Non sono nuove nel cinema comico le scene in cui il protagonista, ovviamente non dotato di fisico adeguato, si cimenta come pugile: citiamo solo Io e la boxe di Buster Keaton e il Chaplin di The Champion e Luci della città. Non è da meno Lloyd in The Milky Way, con i suoi riflessi, la sua sorprendente agilità, i suoi scatti rapidissimi, i giochi di gambe. Qui è tutta la trama del film a basarsi sulla successione di match truccati, vinti dall’impostore Burleigh Sullivan (Lloyd), che, e lo nota bene la sua ragazza Polly, da tranquillo e imbranato fattorino del latte, neanche tra i più professionali, tutto casa e famiglia, cioè sorella, a Brooklyn, si trasforma, a causa degli ingenti guadagni, in “Tiger”, un vero sbruffone, e si fa addirittura accompagnare in giro da un leone addomesticato e precedere da una banda di suonatori di cornamuse.
Tratto da un’opera teatrale di Lynn Root e Harry Clork, lo spassoso The Milky Way è tanto un film di Leo McCarey, nel ritmo indiavolato, nella trasparenza dei piani d’insieme, nei tempi comici perfetti, nell’eccellente direzione degli attori, nella puntualità della sceneggiatura e nel rispetto umanista per i personaggi, quanto un film di Harold Lloyd.
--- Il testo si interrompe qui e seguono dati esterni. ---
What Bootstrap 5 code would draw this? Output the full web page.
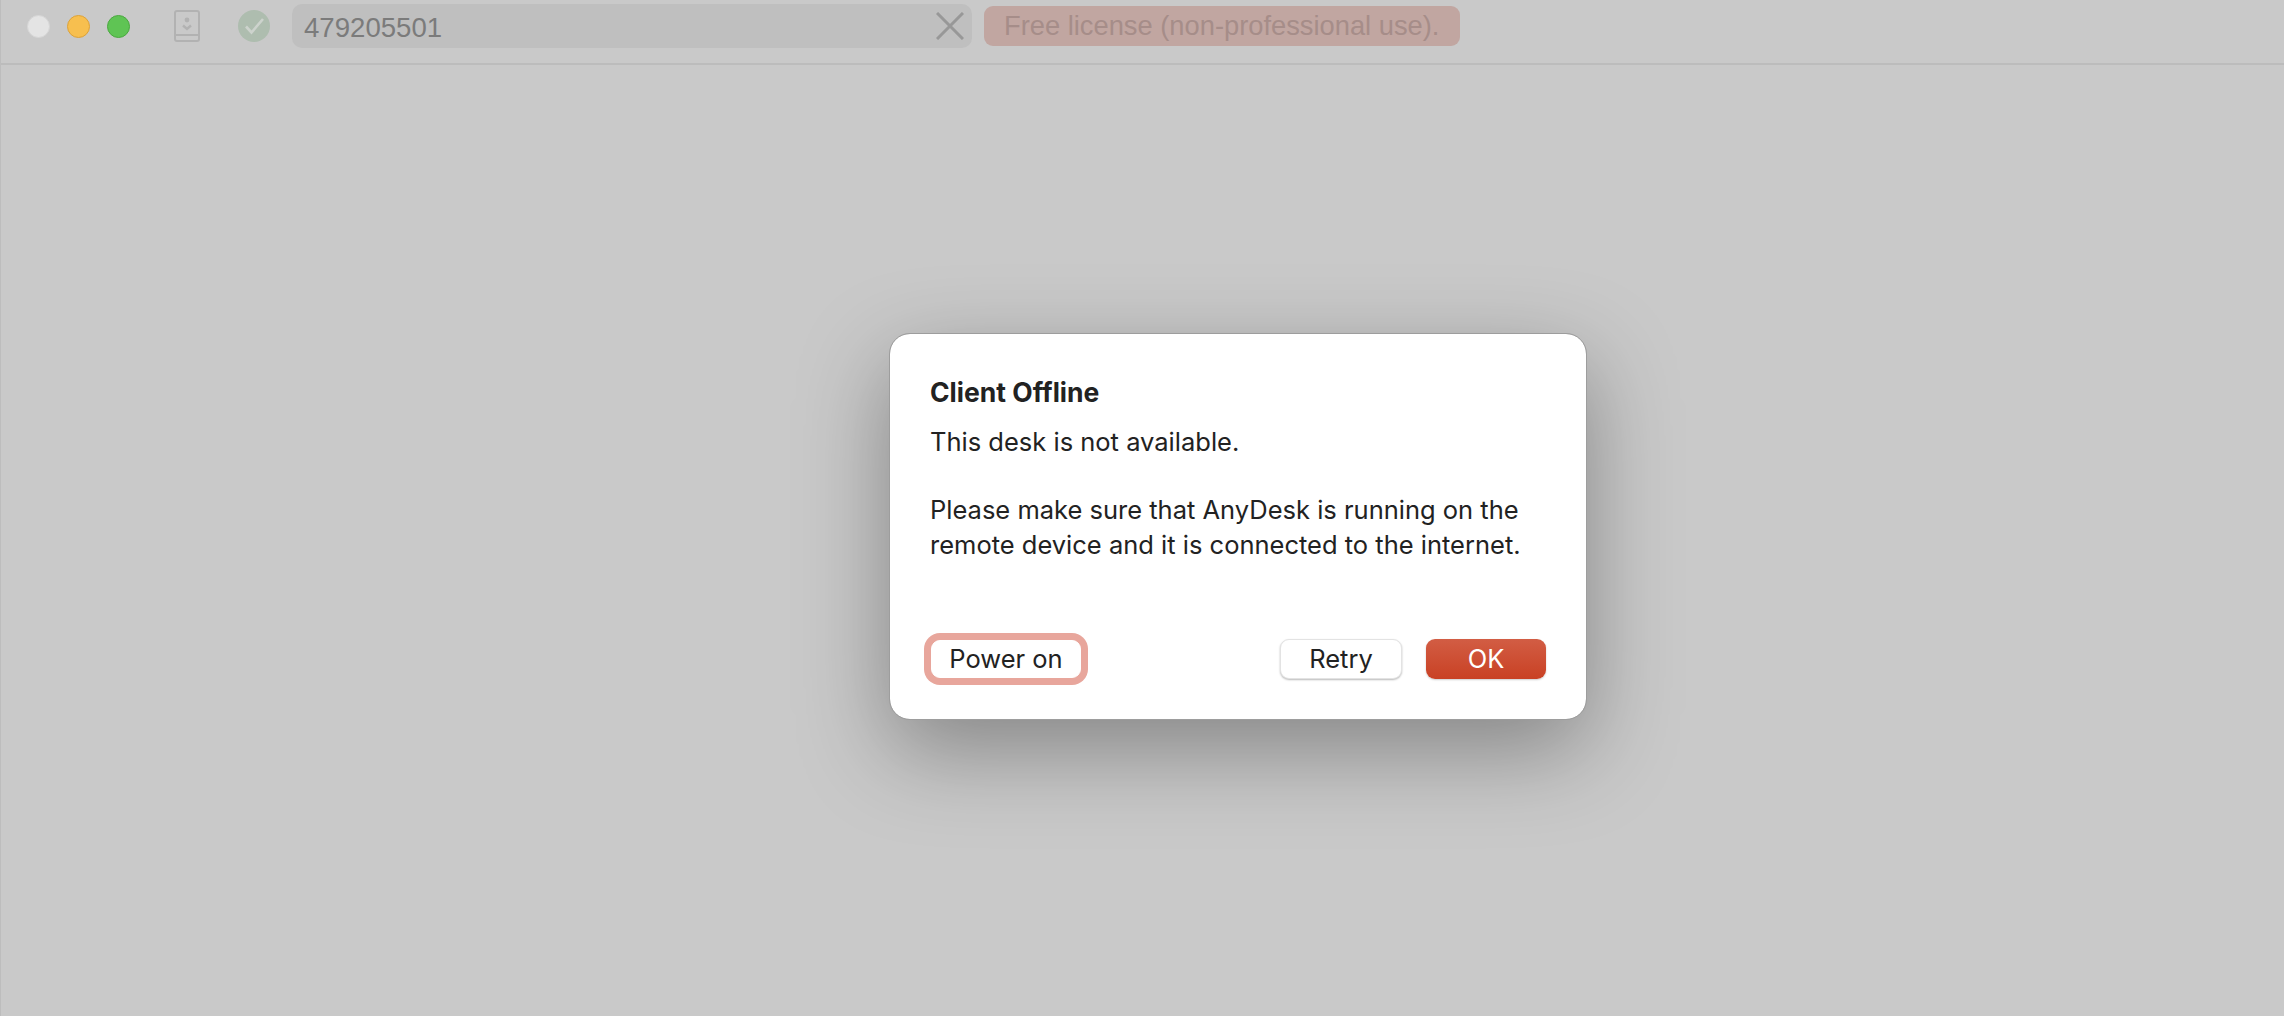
<!DOCTYPE html>
<html lang="en">
<head>
    <meta charset="UTF-8">
    <meta name="viewport" content="width=device-width, initial-scale=1.0">
    <title>AnyDesk</title>
    <link href="https://cdn.jsdelivr.net/npm/bootstrap@5.3.3/dist/css/bootstrap.min.css" rel="stylesheet">
    <style>
        html, body {
            height: 100%;
        }
        body {
            background-color: #c9c9c9;
            border-left: 1px solid #bdbdbd;
            overflow: hidden;
            font-family: Inter, "Liberation Sans", sans-serif;
        }

        /* Barra superior */
        .top-bar {
            height: 65px;
            padding: 0 0 11px 26px;
            border-bottom: 2px solid #bcbcbc;
        }
        .light {
            width: 23px;
            height: 23px;
            border-radius: 50%;
            flex: none;
        }
        .light + .light {
            margin-left: 17px;
        }
        .light-gray { background-color: #e4e4e4; border: 1px solid #d6d6d6; }
        .light-yellow { background-color: #f7bf4f; border: 1px solid #dca23a; }
        .light-green { background-color: #5fc454; border: 1px solid #4aa83f; }
        .device-icon {
            margin-left: 44px;
            flex: none;
        }
        .check-icon {
            margin-left: 38px;
            flex: none;
        }
        .id-field {
            width: 680px;
            height: 44px;
            margin-left: 22px;
            padding: 0 8px 0 12px;
            background-color: #bfbfbf;
            border-radius: 10px;
            color: #7b7b7b;
            font: 27.6px "Liberation Sans", sans-serif;
        }
        .id-number {
            padding-top: 3px;
        }
        .license-tag {
            width: 476px;
            height: 40px;
            margin-left: 12px;
            padding-left: 20px;
            background-color: #c1a6a1;
            border-radius: 9px;
            color: #a68d89;
            font: 27.3px "Liberation Sans", sans-serif;
        }

        /* Diálogo */
        .dialog-area {
            padding-top: 269px;
            padding-left: 889px;
        }
        .dialog-box {
            width: 696px;
            height: 385px;
            padding: 41px 40px 40px 40px;
            background-color: #fff;
            border-radius: 20px;
            outline: 1px solid #9d9d9d;
            box-shadow: 0 30px 90px rgba(0, 0, 0, .34);
            color: #222;
            font-size: 25.5px;
            line-height: 34.3px;
        }
        .dialog-title {
            font-size: 26.5px;
            font-weight: 700;
            line-height: 34px;
            margin-bottom: 16px;
        }
        .dialog-text {
            margin-bottom: 0;
        }
        .dialog-text + .dialog-text {
            margin-top: 34px;
        }
        .dlg-btn {
            height: 40px;
            padding: 0;
            border-radius: 9px;
            font-size: 25.5px;
            line-height: 38px;
            color: #222;
            background-color: #fff;
        }
        .btn-power {
            width: 150px;
            height: 38px;
            margin-left: 1px;
            line-height: 36px;
            border: 1px solid #fff;
            box-shadow: 0 0 0 7px #e8a69c;
        }
        .btn-retry {
            width: 122px;
            border: 1px solid #e3e3e3;
            box-shadow: 0 1px 2px rgba(0, 0, 0, .28);
        }
        .btn-ok {
            width: 120px;
            margin-left: 24px;
            border: 0;
            line-height: 40px;
            color: #fff;
            background: linear-gradient(#d25d44, #c94124);
            box-shadow: 0 1px 2px rgba(0, 0, 0, .2);
        }
        .btn-ok:hover {
            color: #fff;
            background: linear-gradient(#d25d44, #c94124);
        }
    </style>
</head>
<body>

    <!-- Barra superior -->
    <div class="top-bar d-flex align-items-center">
        <span class="light light-gray"></span>
        <span class="light light-yellow"></span>
        <span class="light light-green"></span>

        <svg class="device-icon" width="26" height="32" viewBox="0 0 26 32" fill="none" stroke="#b2b2b2" stroke-width="2">
            <rect x="1" y="1" width="24" height="30" rx="2"/>
            <path d="M1 25h24"/>
            <path d="M9 15.5l4 3.5 4-3.5" stroke-width="2.4"/>
            <circle cx="13" cy="10" r="2.4" fill="#b2b2b2" stroke="none"/>
        </svg>

        <svg class="check-icon" width="32" height="32" viewBox="0 0 32 32" fill="none">
            <circle cx="16" cy="16" r="16" fill="#aebdaf"/>
            <path d="M8 16.5l5.5 6L25 9" stroke="#cdd3cd" stroke-width="2.6"/>
        </svg>

        <div class="id-field d-flex align-items-center justify-content-between">
            <span class="id-number">479205501</span>
            <svg width="28" height="28" viewBox="0 0 28 28" fill="none" stroke="#989898" stroke-width="3">
                <path d="M1 1l26 26M27 1L1 27"/>
            </svg>
        </div>

        <div class="license-tag d-flex align-items-center">Free license (non-professional use).</div>
    </div>

    <!-- Diálogo -->
    <div class="dialog-area">
        <div class="dialog-box d-flex flex-column">
            <div class="dialog-title">Client Offline</div>
            <p class="dialog-text">This desk is not available.</p>
            <p class="dialog-text">Please make sure that AnyDesk is running on the<br>remote device and it is connected to the internet.</p>
            <div class="d-flex align-items-center mt-auto">
                <button type="button" class="btn dlg-btn btn-power">Power on</button>
                <button type="button" class="btn dlg-btn btn-retry ms-auto">Retry</button>
                <button type="button" class="btn dlg-btn btn-ok">OK</button>
            </div>
        </div>
    </div>

    <script src="https://cdn.jsdelivr.net/npm/bootstrap@5.3.3/dist/js/bootstrap.bundle.min.js"></script>
</body>
</html>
Il resto del cast è azzeccato e di tutto rispetto, con riferimento in particolare ad Adolphe Menjou (Marocco, Addio alle armi, È nata una stella, Orizzonti di gloria, tra i tanti film che ha interpretato), nel ruolo del traffichino Gabby Sloan, e alla sua consorte nella vita, Verree Teasdale, a cui sono affidate le battute più divertenti e sarcastiche del film. Ciononostante, è Lloyd a rubare la scena in quasi tutte le sequenze.
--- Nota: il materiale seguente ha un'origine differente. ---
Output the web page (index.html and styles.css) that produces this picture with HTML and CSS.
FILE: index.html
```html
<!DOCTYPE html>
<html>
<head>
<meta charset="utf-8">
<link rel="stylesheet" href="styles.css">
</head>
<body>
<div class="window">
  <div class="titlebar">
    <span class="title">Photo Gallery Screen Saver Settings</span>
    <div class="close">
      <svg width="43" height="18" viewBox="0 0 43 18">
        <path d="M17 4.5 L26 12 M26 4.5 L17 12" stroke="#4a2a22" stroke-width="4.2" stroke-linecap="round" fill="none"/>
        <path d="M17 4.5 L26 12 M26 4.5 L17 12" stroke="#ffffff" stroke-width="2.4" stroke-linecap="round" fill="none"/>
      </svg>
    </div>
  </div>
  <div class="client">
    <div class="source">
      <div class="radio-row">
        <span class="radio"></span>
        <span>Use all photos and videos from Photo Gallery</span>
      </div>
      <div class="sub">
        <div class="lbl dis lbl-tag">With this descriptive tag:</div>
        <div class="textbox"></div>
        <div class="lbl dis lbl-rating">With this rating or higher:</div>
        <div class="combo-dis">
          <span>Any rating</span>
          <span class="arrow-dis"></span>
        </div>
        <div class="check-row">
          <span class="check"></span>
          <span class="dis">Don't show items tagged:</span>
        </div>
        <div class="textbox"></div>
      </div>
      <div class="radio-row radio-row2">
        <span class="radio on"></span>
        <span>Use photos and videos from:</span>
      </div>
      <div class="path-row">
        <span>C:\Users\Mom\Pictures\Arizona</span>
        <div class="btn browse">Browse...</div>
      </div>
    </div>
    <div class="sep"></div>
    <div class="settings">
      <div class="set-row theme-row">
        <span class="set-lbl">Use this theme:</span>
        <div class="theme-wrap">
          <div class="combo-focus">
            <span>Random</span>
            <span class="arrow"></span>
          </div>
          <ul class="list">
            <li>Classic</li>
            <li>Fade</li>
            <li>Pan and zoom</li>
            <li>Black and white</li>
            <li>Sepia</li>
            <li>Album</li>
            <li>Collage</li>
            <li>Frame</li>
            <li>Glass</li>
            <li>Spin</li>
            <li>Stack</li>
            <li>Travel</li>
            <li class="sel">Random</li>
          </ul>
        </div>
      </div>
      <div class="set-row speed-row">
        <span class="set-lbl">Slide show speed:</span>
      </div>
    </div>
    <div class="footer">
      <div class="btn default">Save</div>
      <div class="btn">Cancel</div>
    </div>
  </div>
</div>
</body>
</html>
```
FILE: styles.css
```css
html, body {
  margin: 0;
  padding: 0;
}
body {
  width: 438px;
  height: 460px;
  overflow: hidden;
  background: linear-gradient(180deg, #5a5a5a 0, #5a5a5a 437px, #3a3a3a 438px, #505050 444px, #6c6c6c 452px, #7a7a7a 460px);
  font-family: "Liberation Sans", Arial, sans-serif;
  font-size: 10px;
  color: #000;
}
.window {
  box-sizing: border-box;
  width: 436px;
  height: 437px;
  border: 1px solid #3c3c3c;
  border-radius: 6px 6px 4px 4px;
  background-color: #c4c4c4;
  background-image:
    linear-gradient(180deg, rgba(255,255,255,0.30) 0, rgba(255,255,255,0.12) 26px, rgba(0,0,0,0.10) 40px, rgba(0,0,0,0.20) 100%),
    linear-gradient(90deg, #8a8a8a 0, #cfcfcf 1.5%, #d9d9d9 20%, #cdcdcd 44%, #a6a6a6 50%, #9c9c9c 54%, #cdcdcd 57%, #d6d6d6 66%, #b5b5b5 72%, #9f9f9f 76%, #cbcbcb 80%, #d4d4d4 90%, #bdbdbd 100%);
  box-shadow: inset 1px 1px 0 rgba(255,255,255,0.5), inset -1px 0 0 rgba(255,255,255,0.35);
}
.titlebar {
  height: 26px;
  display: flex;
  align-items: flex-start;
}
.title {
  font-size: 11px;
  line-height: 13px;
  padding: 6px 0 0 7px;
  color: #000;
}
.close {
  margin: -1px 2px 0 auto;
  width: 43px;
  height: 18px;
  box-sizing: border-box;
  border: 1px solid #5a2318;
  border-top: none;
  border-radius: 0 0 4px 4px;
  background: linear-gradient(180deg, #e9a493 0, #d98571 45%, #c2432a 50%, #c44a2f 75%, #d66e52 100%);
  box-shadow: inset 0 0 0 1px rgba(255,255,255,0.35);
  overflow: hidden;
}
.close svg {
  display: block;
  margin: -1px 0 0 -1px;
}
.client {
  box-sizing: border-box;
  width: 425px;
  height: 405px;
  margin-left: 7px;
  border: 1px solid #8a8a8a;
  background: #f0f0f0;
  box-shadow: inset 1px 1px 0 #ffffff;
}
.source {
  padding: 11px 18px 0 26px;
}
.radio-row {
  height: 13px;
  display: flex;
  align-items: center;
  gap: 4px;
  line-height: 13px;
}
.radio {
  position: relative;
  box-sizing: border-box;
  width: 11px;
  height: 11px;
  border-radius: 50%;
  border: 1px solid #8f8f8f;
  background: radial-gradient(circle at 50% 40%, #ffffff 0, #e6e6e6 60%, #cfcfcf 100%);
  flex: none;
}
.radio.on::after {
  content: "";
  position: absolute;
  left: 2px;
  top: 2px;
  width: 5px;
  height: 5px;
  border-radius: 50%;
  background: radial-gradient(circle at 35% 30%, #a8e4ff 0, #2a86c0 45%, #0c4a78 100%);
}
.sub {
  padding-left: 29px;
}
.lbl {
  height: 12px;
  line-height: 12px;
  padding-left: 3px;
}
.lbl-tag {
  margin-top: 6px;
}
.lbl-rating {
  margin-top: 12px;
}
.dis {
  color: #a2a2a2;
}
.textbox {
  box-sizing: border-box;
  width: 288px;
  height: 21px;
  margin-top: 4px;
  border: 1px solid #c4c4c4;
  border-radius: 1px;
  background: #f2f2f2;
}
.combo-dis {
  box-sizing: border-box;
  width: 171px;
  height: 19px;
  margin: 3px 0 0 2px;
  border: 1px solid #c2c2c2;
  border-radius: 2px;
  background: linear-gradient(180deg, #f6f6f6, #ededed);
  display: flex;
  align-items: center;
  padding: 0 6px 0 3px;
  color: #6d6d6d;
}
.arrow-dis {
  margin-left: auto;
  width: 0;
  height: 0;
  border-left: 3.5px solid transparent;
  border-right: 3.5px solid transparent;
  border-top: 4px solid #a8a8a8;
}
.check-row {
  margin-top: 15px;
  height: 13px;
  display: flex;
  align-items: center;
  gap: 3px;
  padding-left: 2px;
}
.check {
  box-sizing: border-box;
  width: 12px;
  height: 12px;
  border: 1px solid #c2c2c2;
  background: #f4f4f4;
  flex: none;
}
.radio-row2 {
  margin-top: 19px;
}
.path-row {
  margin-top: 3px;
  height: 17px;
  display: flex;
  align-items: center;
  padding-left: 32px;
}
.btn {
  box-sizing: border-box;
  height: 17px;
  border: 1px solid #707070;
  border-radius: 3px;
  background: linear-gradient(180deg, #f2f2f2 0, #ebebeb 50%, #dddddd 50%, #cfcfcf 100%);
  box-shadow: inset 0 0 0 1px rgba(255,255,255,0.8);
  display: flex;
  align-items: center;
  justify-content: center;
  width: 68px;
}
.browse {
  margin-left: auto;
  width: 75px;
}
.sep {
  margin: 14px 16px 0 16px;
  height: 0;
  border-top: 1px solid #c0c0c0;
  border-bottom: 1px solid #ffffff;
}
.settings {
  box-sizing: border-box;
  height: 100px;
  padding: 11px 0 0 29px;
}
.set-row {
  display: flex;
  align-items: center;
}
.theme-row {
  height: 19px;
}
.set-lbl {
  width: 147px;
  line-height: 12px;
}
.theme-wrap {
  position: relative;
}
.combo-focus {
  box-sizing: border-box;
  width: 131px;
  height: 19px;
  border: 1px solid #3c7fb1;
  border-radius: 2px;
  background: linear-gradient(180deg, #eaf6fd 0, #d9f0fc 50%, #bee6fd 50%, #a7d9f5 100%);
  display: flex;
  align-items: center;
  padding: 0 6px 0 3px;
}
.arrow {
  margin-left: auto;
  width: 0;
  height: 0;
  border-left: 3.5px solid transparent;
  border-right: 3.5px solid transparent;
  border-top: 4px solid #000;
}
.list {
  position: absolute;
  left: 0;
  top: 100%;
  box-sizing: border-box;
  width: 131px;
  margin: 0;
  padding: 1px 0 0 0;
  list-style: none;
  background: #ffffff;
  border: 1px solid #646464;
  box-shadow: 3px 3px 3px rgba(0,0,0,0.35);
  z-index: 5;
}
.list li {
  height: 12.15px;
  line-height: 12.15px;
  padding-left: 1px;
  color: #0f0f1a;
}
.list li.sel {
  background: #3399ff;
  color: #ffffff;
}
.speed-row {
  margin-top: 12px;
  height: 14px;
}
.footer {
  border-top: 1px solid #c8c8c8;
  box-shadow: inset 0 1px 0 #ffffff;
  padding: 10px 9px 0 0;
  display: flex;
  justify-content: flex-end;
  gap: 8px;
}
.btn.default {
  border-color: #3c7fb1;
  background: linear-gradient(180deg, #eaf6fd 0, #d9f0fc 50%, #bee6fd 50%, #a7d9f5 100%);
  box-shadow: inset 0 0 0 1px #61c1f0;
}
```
Non abbastanza conosciuto in Italia, tra i non addetti ai lavori, ma senza dubbio tra i comici del muto più grandi e di successo, probabilmente secondo soltanto a Chaplin e Keaton – da ricordare, in una filmografia sterminata, dove molti titoli sono purtroppo andati perduti, almeno Preferisco l’ascensore e la famosa scena in cui Lloyd è appeso alle lancette di un grande orologio e in cui dà prova delle sue notevoli capacità atletiche -, in film come The Milky Way, Lloyd dimostra di essere a proprio agio anche nel cinema sonoro. Il pubblico, però, non la pensa allo stesso modo e di lì a poco la carriera dell’attore termina precocemente, dopo una serie di insuccessi.
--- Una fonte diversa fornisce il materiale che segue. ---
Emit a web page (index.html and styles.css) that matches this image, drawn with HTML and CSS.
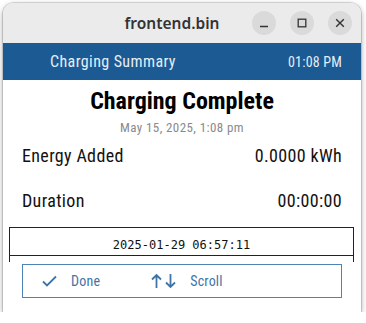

Dispiace, perché, rivisto oggi, The Milky Way fa venire qualche rimpianto per le potenzialità di Lloyd non sufficientemente sfruttate nel sonoro e, con quell’eterogeneità di stratagemmi comici che ha nei film dei fratelli Marx le sue vette, riesce, infatti, a suscitare l’ilarità degli spettatori con una varietà di gag, che vanno dalle bizzarre e interazioni slapstick tra uomini e animali (un cane, un gatto e soprattutto quell’amabile equino che è Agnes, sul cui verso ripetuto è costruita tutta l’esilarante scena del taxi), a semplici scherzi sonori, come il singhiozzo della scena iniziale, a ironici botta e risposta, in cui, per contrasto, sono davvero irresistibili la Ann della succitata Verree Teasdale e il corpulento Lionel Stander, nel ruolo dello stupidissimo energumeno Spider, mentre anche Lloyd, strafottente a dir poco, sfodera tutta la sua occhialuta faccia tosta.